Code that builds pages
________

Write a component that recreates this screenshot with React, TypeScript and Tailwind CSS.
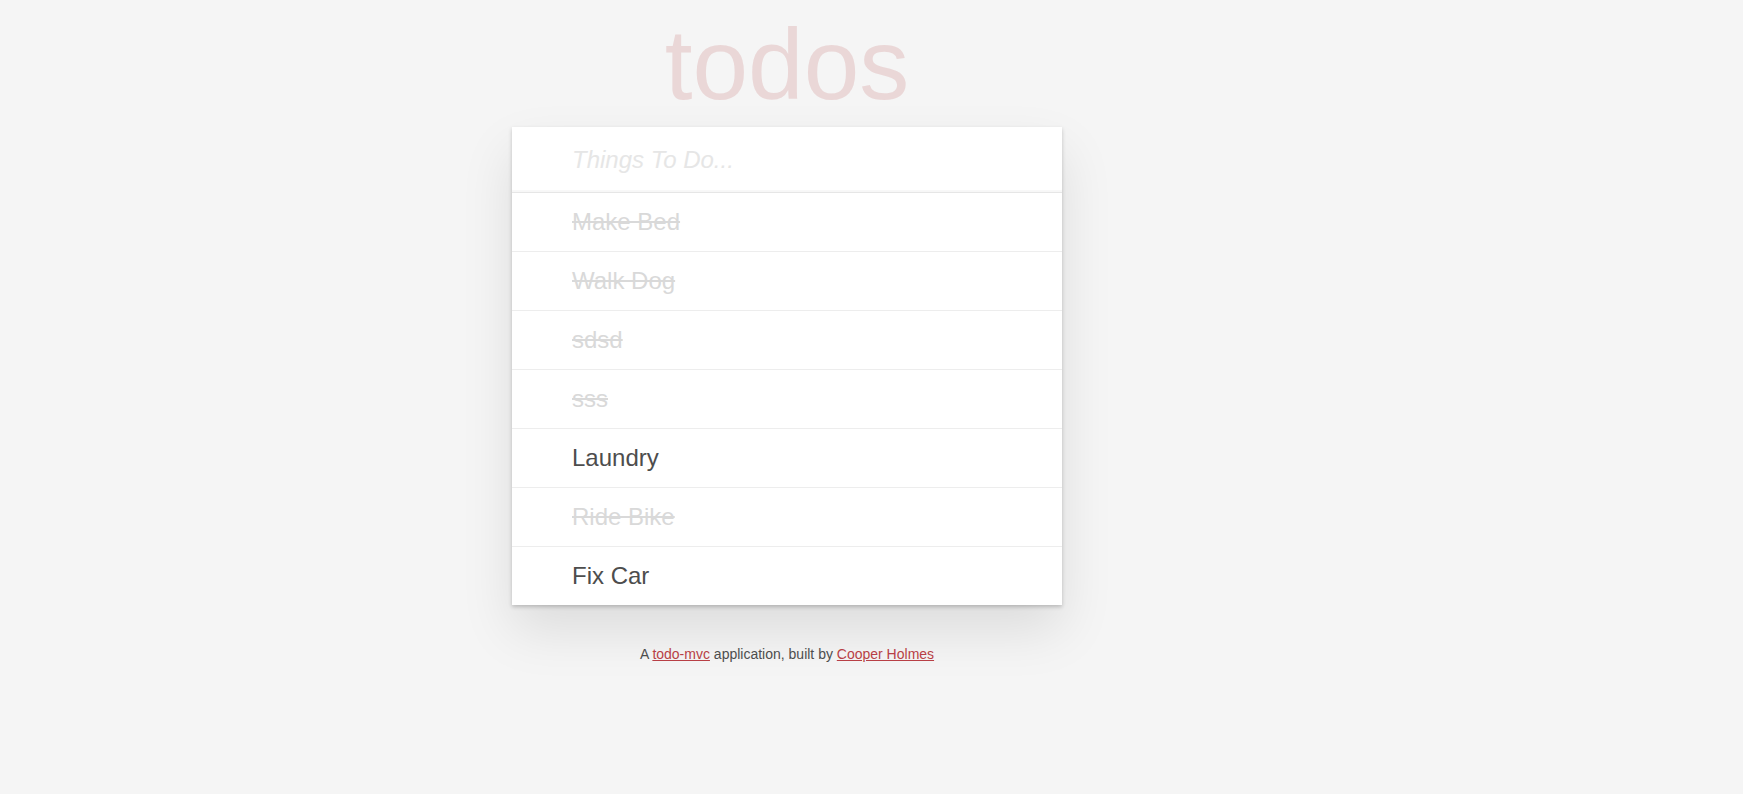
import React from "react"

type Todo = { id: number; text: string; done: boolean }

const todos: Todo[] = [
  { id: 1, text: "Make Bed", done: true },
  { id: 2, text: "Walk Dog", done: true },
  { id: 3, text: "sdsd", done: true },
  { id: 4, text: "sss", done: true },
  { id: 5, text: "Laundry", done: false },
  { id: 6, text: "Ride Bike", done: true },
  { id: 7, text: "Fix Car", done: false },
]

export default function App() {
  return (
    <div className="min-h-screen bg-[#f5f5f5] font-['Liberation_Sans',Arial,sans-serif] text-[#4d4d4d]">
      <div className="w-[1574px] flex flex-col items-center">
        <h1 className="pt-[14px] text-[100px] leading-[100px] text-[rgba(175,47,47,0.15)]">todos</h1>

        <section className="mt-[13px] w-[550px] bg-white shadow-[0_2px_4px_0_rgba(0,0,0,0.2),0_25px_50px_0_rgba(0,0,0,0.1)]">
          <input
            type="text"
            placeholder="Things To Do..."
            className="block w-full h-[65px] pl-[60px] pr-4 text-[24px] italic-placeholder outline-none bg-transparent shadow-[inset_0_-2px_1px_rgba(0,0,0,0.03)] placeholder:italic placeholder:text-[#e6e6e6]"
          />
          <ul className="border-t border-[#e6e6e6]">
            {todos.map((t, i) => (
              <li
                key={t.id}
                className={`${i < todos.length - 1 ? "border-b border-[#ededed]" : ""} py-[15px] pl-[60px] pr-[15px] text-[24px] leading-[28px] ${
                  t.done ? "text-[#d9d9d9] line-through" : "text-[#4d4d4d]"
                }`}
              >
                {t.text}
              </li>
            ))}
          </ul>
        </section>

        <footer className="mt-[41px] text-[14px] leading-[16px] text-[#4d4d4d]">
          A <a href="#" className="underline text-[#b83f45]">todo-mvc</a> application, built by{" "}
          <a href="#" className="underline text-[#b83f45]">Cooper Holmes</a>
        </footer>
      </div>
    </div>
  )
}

________

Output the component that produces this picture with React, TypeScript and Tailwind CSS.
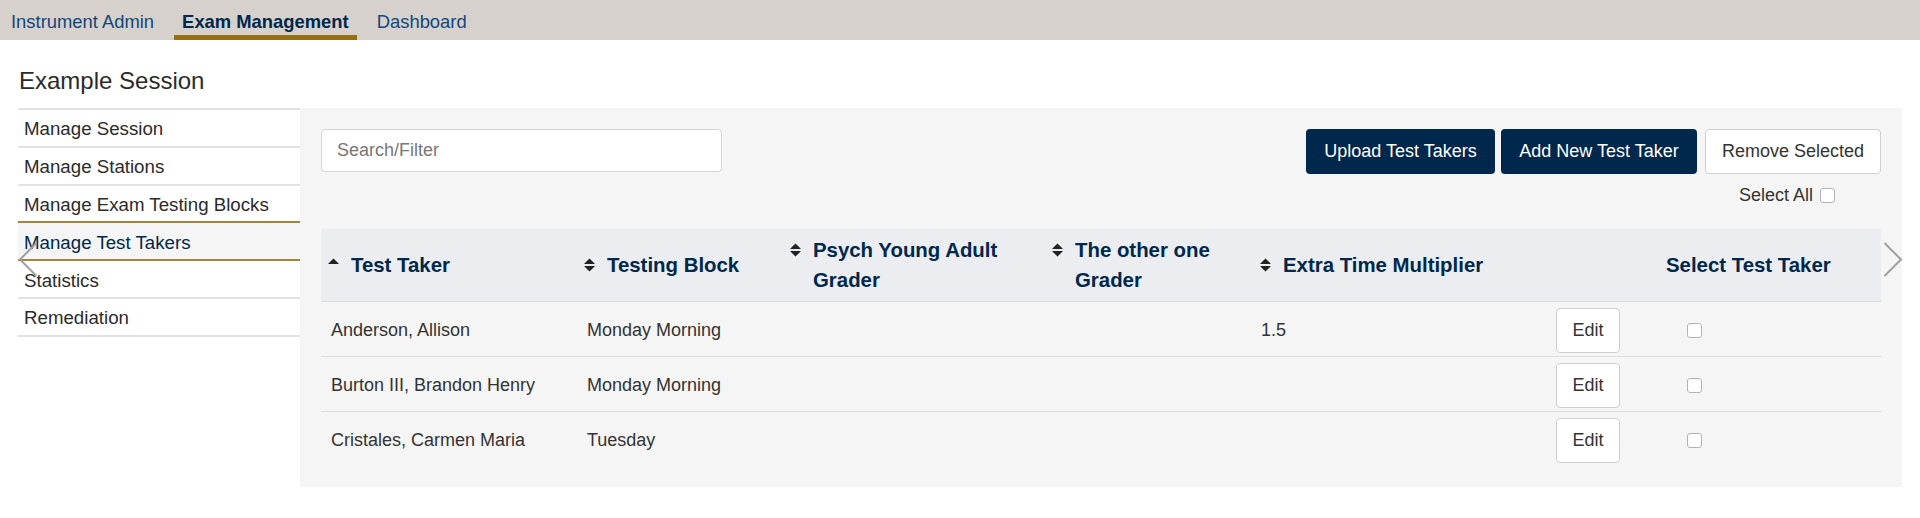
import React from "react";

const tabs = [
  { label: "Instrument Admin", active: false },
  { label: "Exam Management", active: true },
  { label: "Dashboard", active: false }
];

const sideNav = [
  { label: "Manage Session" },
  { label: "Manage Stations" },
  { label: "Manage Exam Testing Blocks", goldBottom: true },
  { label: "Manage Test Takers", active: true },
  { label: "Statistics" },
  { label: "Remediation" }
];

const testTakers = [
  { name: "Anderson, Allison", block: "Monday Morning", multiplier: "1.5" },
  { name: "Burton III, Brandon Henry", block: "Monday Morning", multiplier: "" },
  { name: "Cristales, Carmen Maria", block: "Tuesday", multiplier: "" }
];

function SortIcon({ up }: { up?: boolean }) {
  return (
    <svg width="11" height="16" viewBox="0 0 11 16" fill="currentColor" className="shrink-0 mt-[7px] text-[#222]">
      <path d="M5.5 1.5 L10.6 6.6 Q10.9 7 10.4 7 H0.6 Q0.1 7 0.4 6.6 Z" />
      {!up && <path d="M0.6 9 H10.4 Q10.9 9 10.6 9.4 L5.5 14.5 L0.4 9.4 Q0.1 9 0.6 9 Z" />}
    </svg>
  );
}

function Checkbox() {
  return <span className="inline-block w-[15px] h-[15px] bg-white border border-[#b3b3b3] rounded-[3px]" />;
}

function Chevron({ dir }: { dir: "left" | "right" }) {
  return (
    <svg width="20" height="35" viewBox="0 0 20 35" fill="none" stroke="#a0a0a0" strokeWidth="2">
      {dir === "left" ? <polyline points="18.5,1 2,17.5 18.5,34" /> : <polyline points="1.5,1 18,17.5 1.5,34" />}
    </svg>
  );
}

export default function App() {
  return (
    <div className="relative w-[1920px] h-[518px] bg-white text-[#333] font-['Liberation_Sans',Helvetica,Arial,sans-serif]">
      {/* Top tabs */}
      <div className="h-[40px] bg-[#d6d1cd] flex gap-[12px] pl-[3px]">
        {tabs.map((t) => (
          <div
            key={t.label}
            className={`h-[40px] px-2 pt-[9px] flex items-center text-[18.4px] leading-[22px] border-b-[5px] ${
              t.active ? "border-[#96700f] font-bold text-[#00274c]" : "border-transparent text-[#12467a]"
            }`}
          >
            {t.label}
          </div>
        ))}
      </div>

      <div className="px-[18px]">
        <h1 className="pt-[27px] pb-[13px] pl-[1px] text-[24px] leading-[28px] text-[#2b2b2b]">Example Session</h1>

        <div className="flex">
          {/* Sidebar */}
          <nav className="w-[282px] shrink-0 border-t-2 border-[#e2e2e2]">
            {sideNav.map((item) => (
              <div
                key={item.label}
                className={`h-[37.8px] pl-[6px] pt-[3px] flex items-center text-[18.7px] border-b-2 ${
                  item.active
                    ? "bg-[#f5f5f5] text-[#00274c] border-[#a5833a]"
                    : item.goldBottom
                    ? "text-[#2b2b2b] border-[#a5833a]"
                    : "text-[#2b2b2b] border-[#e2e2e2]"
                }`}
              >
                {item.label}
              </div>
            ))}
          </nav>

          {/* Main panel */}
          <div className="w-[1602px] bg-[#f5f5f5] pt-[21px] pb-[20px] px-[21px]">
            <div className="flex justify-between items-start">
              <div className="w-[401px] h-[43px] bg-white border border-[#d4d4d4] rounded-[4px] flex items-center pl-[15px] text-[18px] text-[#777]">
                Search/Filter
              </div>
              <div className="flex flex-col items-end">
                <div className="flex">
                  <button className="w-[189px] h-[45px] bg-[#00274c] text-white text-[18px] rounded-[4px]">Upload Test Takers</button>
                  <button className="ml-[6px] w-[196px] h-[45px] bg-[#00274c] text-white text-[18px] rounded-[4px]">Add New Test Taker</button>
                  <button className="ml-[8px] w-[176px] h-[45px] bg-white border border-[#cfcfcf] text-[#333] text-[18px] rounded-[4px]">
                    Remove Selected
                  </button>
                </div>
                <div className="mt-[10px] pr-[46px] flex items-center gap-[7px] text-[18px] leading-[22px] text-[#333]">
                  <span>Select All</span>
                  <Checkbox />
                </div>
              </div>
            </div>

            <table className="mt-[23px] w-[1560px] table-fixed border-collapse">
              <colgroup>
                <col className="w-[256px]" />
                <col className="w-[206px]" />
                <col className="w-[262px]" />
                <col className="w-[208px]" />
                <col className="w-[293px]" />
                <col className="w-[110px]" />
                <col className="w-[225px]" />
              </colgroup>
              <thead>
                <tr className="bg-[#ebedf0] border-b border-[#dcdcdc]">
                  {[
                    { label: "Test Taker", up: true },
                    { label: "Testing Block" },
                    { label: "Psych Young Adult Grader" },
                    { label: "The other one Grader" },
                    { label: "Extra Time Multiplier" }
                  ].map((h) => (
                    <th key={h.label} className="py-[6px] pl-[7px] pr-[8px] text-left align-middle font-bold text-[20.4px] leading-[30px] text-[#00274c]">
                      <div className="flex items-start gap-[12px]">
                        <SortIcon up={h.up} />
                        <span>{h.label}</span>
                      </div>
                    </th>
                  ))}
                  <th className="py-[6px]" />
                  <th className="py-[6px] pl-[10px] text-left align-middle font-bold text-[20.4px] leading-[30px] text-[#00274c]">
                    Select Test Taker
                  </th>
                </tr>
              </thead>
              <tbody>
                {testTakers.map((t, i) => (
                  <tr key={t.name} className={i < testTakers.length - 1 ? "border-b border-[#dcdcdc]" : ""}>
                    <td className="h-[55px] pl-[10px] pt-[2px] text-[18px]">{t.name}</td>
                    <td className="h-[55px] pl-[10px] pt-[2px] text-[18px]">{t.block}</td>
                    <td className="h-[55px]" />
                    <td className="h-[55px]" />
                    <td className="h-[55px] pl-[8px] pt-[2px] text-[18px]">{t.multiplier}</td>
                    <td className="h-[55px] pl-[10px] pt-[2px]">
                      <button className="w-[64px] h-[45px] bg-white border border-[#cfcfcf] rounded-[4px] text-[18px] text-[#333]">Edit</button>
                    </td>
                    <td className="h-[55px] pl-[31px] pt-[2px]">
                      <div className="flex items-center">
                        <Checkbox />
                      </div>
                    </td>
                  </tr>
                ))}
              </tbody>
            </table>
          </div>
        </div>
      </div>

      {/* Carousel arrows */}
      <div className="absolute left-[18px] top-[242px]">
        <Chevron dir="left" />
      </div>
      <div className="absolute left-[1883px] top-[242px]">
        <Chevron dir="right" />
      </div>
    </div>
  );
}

________

Exercise task: Above are records; repeat only the lines from the line with "Write a component" through the line with "number; text: string;", and leave pictures out.

Task solution:
Write a component that recreates this screenshot with React, TypeScript and Tailwind CSS.
import React from "react"

type Todo = { id: number; text: string; done: boolean }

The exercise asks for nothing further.